◆ Work required: Identify, in the records below, every line where the string "React" appears, and copy each such line.

[A block of data]

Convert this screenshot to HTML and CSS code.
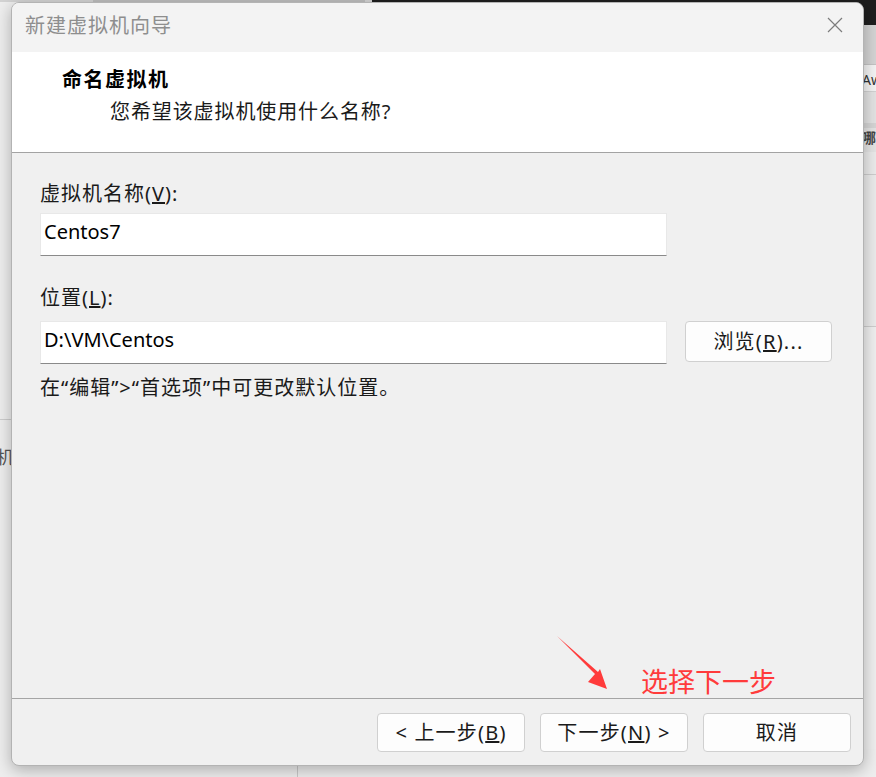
FILE: index.html
```html
<!DOCTYPE html>
<html lang="zh-CN">
<head>
    <meta charset="UTF-8">
    <meta name="viewport" content="width=device-width, initial-scale=1.0">
    <title>新建虚拟机向导</title>
    <link rel="stylesheet" href="styles.css">
</head>
<body>
    <div class="desktop">
        <!-- windows behind the wizard -->
        <div class="bg-win bg-win-left">
            <div class="bg-top"></div>
            <div class="bg-sidebar">
                <div class="bg-sep"></div>
                <div class="bg-item">机</div>
            </div>
        </div>
        <div class="bg-win bg-win-right">
            <div class="bg-titlebar"></div>
            <div class="bg-toolbar"></div>
            <div class="bg-row bg-row-a"><span class="bg-cell">Aw</span></div>
            <div class="bg-row bg-row-b"></div>
            <div class="bg-row bg-row-c"></div>
            <div class="bg-row bg-row-d"><span class="bg-cell bg-cell-bold">哪</span></div>
            <div class="bg-row bg-row-e"></div>
            <div class="bg-row bg-row-f"></div>
            <div class="bg-row bg-row-g"></div>
        </div>

        <div class="wizard">
            <div class="titlebar">
                <span class="title">新建虚拟机向导</span>
                <svg class="close" width="16" height="16" viewBox="0 0 16 16">
                    <path d="M1 1 L15 15 M15 1 L1 15" stroke="#7c7c7c" stroke-width="1.2" fill="none"/>
                </svg>
            </div>

            <div class="header">
                <div class="header-title">命名虚拟机</div>
                <div class="header-sub">您希望该虚拟机使用什么名称?</div>
            </div>

            <div class="content">
                <label class="field-label" for="vm-name">虚拟机名称(<u>V</u>):</label>
                <input class="field-input" type="text" id="vm-name" value="Centos7">

                <label class="field-label label-location" for="vm-path">位置(<u>L</u>):</label>
                <div class="path-row">
                    <input class="field-input" type="text" id="vm-path" value="D:\VM\Centos">
                    <button class="btn btn-browse">浏览(<u>R</u>)...</button>
                </div>
                <div class="hint">在“编辑”>“首选项”中可更改默认位置。</div>
            </div>

            <div class="footer">
                <button class="btn">&lt; 上一步(<u>B</u>)</button>
                <button class="btn">下一步(<u>N</u>) &gt;</button>
                <button class="btn">取消</button>
            </div>

            <!-- red note drawn on top of the screenshot -->
            <svg class="note-arrow" width="60" height="60" viewBox="0 0 60 60">
                <polygon points="2,3 40,41 33,49 52,56 45,36 43,39" fill="#ff3b3b"/>
            </svg>
            <div class="note-text">选择下一步</div>
        </div>
    </div>
</body>
</html>
```

FILE: styles.css
```css
body {
    margin: 0;
    background-color: #ececec;
    font-family: "Noto Sans", "Noto Sans CJK SC", sans-serif;
    color: #1a1a1a;
}

.desktop {
    position: relative;
    width: 876px;
    height: 777px;
    padding: 2px 0 0 11px;
    box-sizing: border-box;
    overflow: hidden;
}

/* background windows */
.bg-win {
    position: absolute;
    top: 0;
    bottom: 0;
}

.bg-win-left {
    left: 0;
    width: 372px;
    background-color: #eeeeee;
}

.bg-top {
    height: 2px;
    background: linear-gradient(to right, #d3d3d3 0 93px, #bdbdbd 93px 365px, #d4d4d4 365px);
}

.bg-sidebar {
    width: 297px;
    height: 775px;
    border-right: 1px solid #c9c9c9;
    background-color: #eeeeee;
}

.bg-sep {
    height: 417px;
    border-bottom: 1px solid #cdcdcd;
}

.bg-item {
    margin: 23px 0 0 -4px;
    font-size: 18px;
    color: #555;
}

.bg-win-right {
    left: 372px;
    right: 0;
    background-color: #eeeeee;
}

.bg-titlebar {
    height: 25px;
    background-color: #1f1f1f;
}

.bg-toolbar {
    height: 39px;
    background-color: #d4d4d4;
    border-bottom: 1px solid #c4c4c4;
}

.bg-row {
    box-sizing: border-box;
    padding-left: 490px;
    font-size: 14px;
    color: #333;
}

.bg-row-a {
    height: 27px;
    line-height: 30px;
    background-color: #f4f4f4;
    border-bottom: 1px solid #d2d2d2;
}

.bg-row-b { height: 31px; background-color: #e3e3e3; }
.bg-row-c { height: 5px; background-color: #d5d5d5; }

.bg-row-d {
    height: 24px;
    line-height: 20px;
    background-color: #e4e4e4;
}

.bg-cell-bold {
    font-weight: bold;
    color: #444;
}

.bg-row-e { height: 23px; background-color: #ebebeb; border-bottom: 1px solid #cdcdcd; }
.bg-row-f { height: 152px; background-color: #ebebeb; border-bottom: 1px solid #cdcdcd; }
.bg-row-g { height: 422px; background-color: #efefef; }

/* wizard dialog */
.wizard {
    position: relative;
    z-index: 1;
    width: 853px;
    height: 764px;
    display: flex;
    flex-direction: column;
    background-color: #f0f0f0;
    border: 1px solid #b3b3b3;
    border-radius: 8px;
    box-shadow: 0 4px 16px rgba(0, 0, 0, 0.28);
    box-sizing: border-box;
    overflow: hidden;
}

.titlebar {
    height: 49px;
    display: flex;
    align-items: center;
    justify-content: space-between;
    padding: 0 20px 6px 13px;
    background-color: #f3f3f3;
    box-sizing: border-box;
}

.title {
    font-size: 20px;
    letter-spacing: 1px;
    color: #8e8e8e;
}

.header {
    height: 101px;
    padding: 14px 0 0 50px;
    background-color: #fff;
    border-bottom: 1px solid #a3a3a3;
    box-sizing: border-box;
}

.header-title {
    font-size: 20px;
    line-height: 28px;
    font-weight: bold;
    letter-spacing: 1.5px;
    color: #000;
}

.header-sub {
    margin: 4px 0 0 48px;
    font-size: 20px;
    line-height: 28px;
    letter-spacing: 0.9px;
    color: #1a1a1a;
}

.content {
    flex: 1;
    padding: 29px 0 0 28px;
}

.field-label {
    display: block;
    font-size: 20px;
    line-height: 24px;
    letter-spacing: 1px;
    margin-bottom: 7px;
}

.label-location {
    margin-top: 30px;
    margin-bottom: 11px;
}

.field-input {
    display: block;
    width: 627px;
    height: 43px;
    padding: 0 3px 7px;
    border: 1px solid #e8e8e8;
    border-bottom: 1px solid #8a8a8a;
    background-color: #fff;
    font-family: inherit;
    font-size: 20px;
    color: #000;
    box-sizing: border-box;
    outline: none;
}

.path-row {
    display: flex;
    align-items: flex-start;
}

.btn {
    width: 148px;
    height: 39px;
    padding: 0;
    border: 1px solid #d0d0d0;
    border-radius: 4px;
    background-color: #fdfdfd;
    font-family: inherit;
    font-size: 20px;
    line-height: 1;
    letter-spacing: 1.2px;
    color: #1a1a1a;
    box-sizing: border-box;
}

.btn-browse {
    width: 147px;
    height: 41px;
    margin-left: 18px;
}

.hint {
    margin-top: 12px;
    font-size: 20px;
    line-height: 24px;
    letter-spacing: 1px;
}

.footer {
    height: 67px;
    display: flex;
    justify-content: flex-end;
    gap: 15px;
    padding: 14px 12px 0 0;
    border-top: 1px solid #a5a5a5;
    box-sizing: border-box;
}

.note-arrow {
    position: absolute;
    left: 543px;
    top: 630px;
}

.note-text {
    position: absolute;
    left: 629px;
    top: 664px;
    font-size: 27px;
    line-height: 1;
    color: #ff3b3b;
    font-family: "Noto Sans CJK SC", sans-serif;
}
```
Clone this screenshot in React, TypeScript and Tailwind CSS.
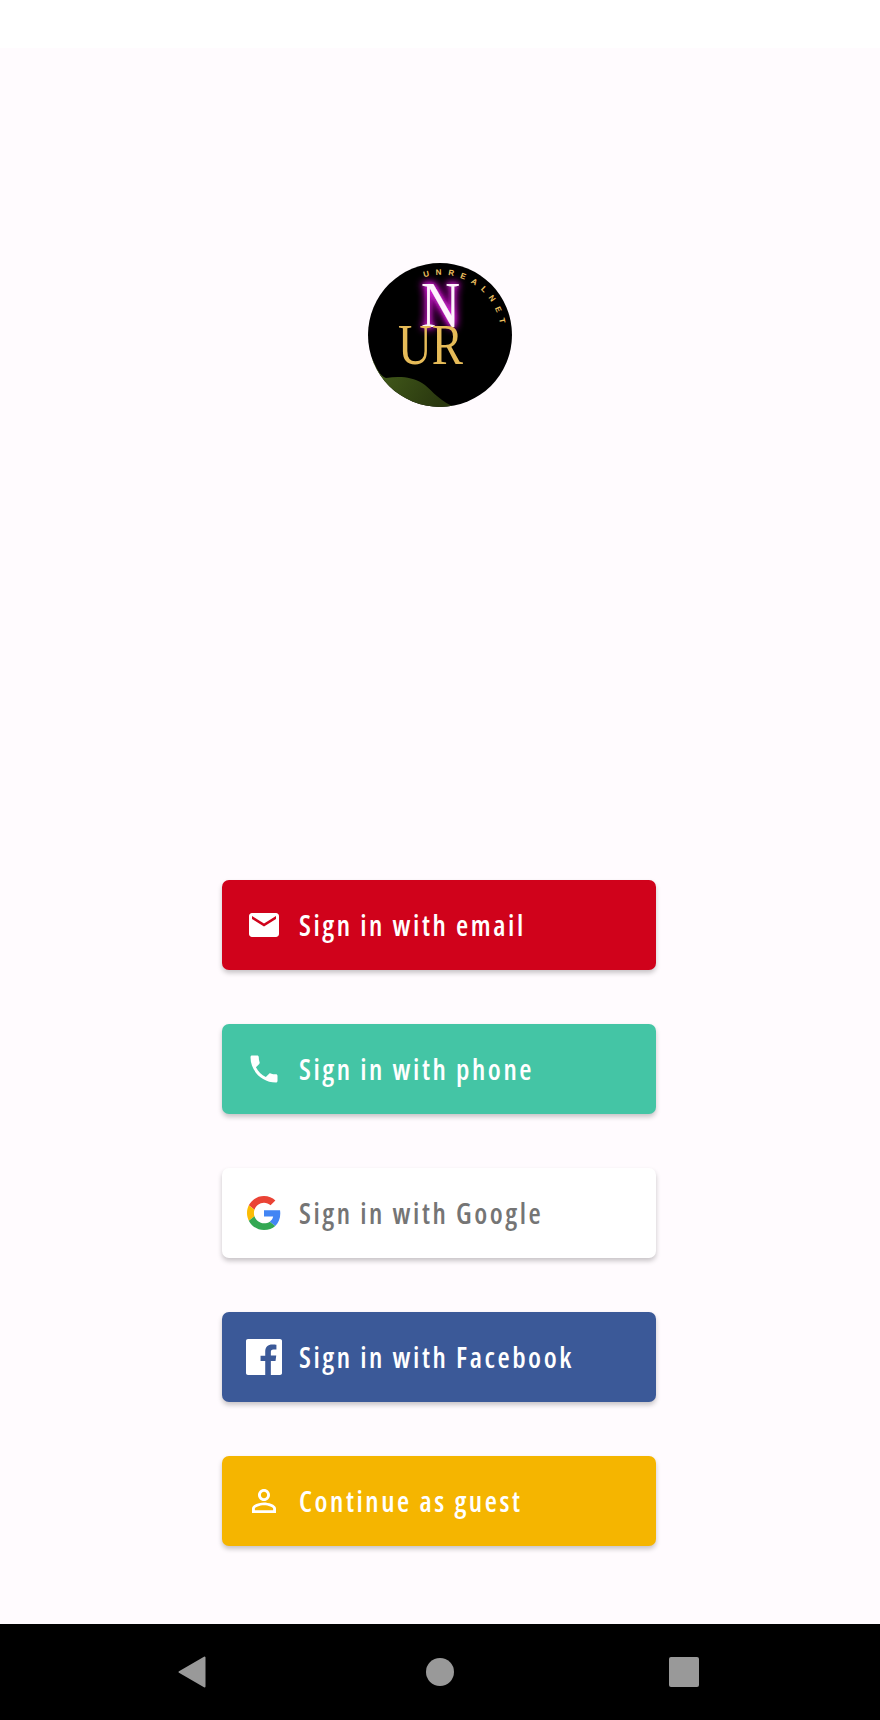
import React from "react";

const MailIcon = () => (
  <svg viewBox="0 0 24 24" className="w-9 h-9 shrink-0" fill="#fff">
    <path d="M20 4H4c-1.1 0-1.99.9-1.99 2L2 18c0 1.1.9 2 2 2h16c1.1 0 2-.9 2-2V6c0-1.1-.9-2-2-2zm0 4l-8 5-8-5V6l8 5 8-5v2z" />
  </svg>
);

const PhoneIcon = () => (
  <svg viewBox="0 0 24 24" className="w-9 h-9 shrink-0" fill="#fff">
    <path d="M6.62 10.79c1.44 2.83 3.76 5.14 6.59 6.59l2.2-2.2c.27-.27.67-.36 1.02-.24 1.12.37 2.33.57 3.57.57.55 0 1 .45 1 1V20c0 .55-.45 1-1 1-9.39 0-17-7.61-17-17 0-.55.45-1 1-1h3.5c.55 0 1 .45 1 1 0 1.25.2 2.45.57 3.57.11.35.03.74-.25 1.02l-2.2 2.2z" />
  </svg>
);

const GoogleIcon = () => (
  <svg viewBox="0 0 48 48" className="w-9 h-9 shrink-0 p-px">
    <path fill="#EA4335" d="M24 9.5c3.54 0 6.71 1.22 9.21 3.6l6.85-6.85C35.9 2.38 30.47 0 24 0 14.62 0 6.51 5.38 2.56 13.22l7.98 6.19C12.43 13.72 17.74 9.5 24 9.5z" />
    <path fill="#4285F4" d="M46.98 24.55c0-1.57-.15-3.09-.38-4.55H24v9.02h12.94c-.58 2.96-2.26 5.48-4.78 7.18l7.73 6c4.51-4.18 7.09-10.36 7.09-17.65z" />
    <path fill="#FBBC05" d="M10.53 28.59c-.48-1.45-.76-2.99-.76-4.59s.27-3.14.76-4.59l-7.98-6.19C.92 16.46 0 20.12 0 24c0 3.88.92 7.54 2.56 10.78l7.97-6.19z" />
    <path fill="#34A853" d="M24 48c6.48 0 11.93-2.13 15.89-5.81l-7.73-6c-2.15 1.45-4.92 2.3-8.16 2.3-6.26 0-11.57-4.22-13.47-9.91l-7.98 6.19C6.51 42.62 14.62 48 24 48z" />
  </svg>
);

const FacebookIcon = () => (
  <svg viewBox="0 0 24 24" className="w-9 h-9 shrink-0" fill="#fff">
    <path d="M22.68 0H1.32C.59 0 0 .59 0 1.32v21.36C0 23.41.59 24 1.32 24h11.5v-9.29H9.7v-3.62h3.12V8.41c0-3.1 1.89-4.79 4.66-4.79 1.33 0 2.47.1 2.8.14v3.24h-1.92c-1.5 0-1.79.71-1.79 1.76v2.31h3.59l-.47 3.62h-3.12V24h6.12c.73 0 1.32-.59 1.32-1.32V1.32C24 .59 23.41 0 22.68 0z" />
  </svg>
);

const PersonIcon = () => (
  <svg viewBox="0 0 24 24" className="w-9 h-9 shrink-0" fill="#fff">
    <path d="M12 5.9c1.16 0 2.1.94 2.1 2.1s-.94 2.1-2.1 2.1S9.9 9.16 9.9 8s.94-2.1 2.1-2.1m0 9c2.97 0 6.1 1.46 6.1 2.1v1.1H5.9V17c0-.64 3.13-2.1 6.1-2.1M12 4C9.79 4 8 5.79 8 8s1.79 4 4 4 4-1.79 4-4-1.79-4-4-4zm0 9c-2.67 0-8 1.34-8 4v3h16v-3c0-2.66-5.33-4-8-4z" />
  </svg>
);

const Logo = () => (
  <svg viewBox="0 0 144 144" className="w-36 h-36 block">
    <defs>
      <clipPath id="disc">
        <circle cx="72" cy="72" r="72" />
      </clipPath>
      <linearGradient id="moss" x1="0" y1="0" x2="1" y2="0.4">
        <stop offset="0" stopColor="#7aa61f" />
        <stop offset="0.22" stopColor="#41591a" />
        <stop offset="1" stopColor="#2a380f" />
      </linearGradient>
      <filter id="glow" x="-100%" y="-60%" width="300%" height="220%">
        <feFlood floodColor="#e024e0" result="tint" />
        <feComposite in="tint" in2="SourceAlpha" operator="in" result="shape" />
        <feGaussianBlur in="shape" stdDeviation="5" result="wide" />
        <feGaussianBlur in="shape" stdDeviation="2.5" result="near" />
        <feMerge>
          <feMergeNode in="wide" />
          <feMergeNode in="wide" />
          <feMergeNode in="near" />
          <feMergeNode in="SourceGraphic" />
        </feMerge>
      </filter>
      <path id="arc" d="M56 14.2 A60 60 0 0 1 132.5 64" fill="none" />
    </defs>
    <g clipPath="url(#disc)">
      <rect width="144" height="144" fill="#000" />
      <path d="M4 96 C9 106 12 113 18 115 C32 113 44 114 54 120 C62 125 68 135 84 143 L84 150 L0 150 Z" fill="url(#moss)" />
      <text x="53" y="64" fontFamily="'Liberation Serif', serif" fontSize="66" textLength="39" lengthAdjust="spacingAndGlyphs" fill="#fff2fd" filter="url(#glow)">N</text>
      <text x="30" y="101" fontFamily="'Liberation Serif', serif" fontSize="56" textLength="65" lengthAdjust="spacingAndGlyphs" fill="#e6bb58">UR</text>
      <text fontFamily="'Liberation Sans', sans-serif" fontSize="8" fontWeight="700" fill="#eec160">
        <textPath href="#arc" textLength="100">UNREALNET</textPath>
      </text>
    </g>
  </svg>
);

const buttons = [
  { label: "Sign in with email", bg: "bg-[#d0021b]", text: "text-white", icon: <MailIcon /> },
  { label: "Sign in with phone", bg: "bg-[#44c5a5]", text: "text-white", icon: <PhoneIcon /> },
  { label: "Sign in with Google", bg: "bg-white", text: "text-[#757575]", icon: <GoogleIcon /> },
  { label: "Sign in with Facebook", bg: "bg-[#3b5998]", text: "text-white", icon: <FacebookIcon /> },
  { label: "Continue as guest", bg: "bg-[#f5b500]", text: "text-white", icon: <PersonIcon /> },
];

export default function App() {
  return (
    <div className="w-[880px] h-[1720px] flex flex-col bg-white overflow-hidden">
      <div className="h-12 bg-white shrink-0" />
      <main className="flex-1 bg-[#fffbfe] flex flex-col items-center">
        <div className="mt-[215px] w-36 h-36">
          <Logo />
        </div>
        <div className="mt-[473px] w-[434px] ml-[-2px] flex flex-col gap-[54px]">
          {buttons.map((b) => (
            <button
              key={b.label}
              className={`h-[90px] w-full rounded-[7px] flex items-center pl-6 gap-[17px] shadow-[0_3px_5px_rgba(0,0,0,0.22)] ${b.bg}`}
            >
              {b.icon}
              <span
                className={`font-['Open_Sans',sans-serif] text-[28px] font-semibold tracking-[2.55px] whitespace-nowrap [font-stretch:75%] ${b.text}`}
              >
                {b.label}
              </span>
            </button>
          ))}
        </div>
      </main>
      <nav className="h-24 shrink-0 bg-black flex items-center">
        <svg viewBox="0 0 28 32" className="ml-[178px] w-7 h-8 shrink-0" fill="#999">
          <path d="M26.5 1.5 L26.5 30.5 L1.5 16 Z" stroke="#999" strokeWidth="2" strokeLinejoin="round" />
        </svg>
        <div className="ml-[220px] w-7 h-7 rounded-full bg-[#999]" />
        <div className="ml-[215px] w-[30px] h-[30px] rounded-[2px] bg-[#999]" />
      </nav>
    </div>
  );
}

◆ Finished answer:
Clone this screenshot in React, TypeScript and Tailwind CSS.
import React from "react";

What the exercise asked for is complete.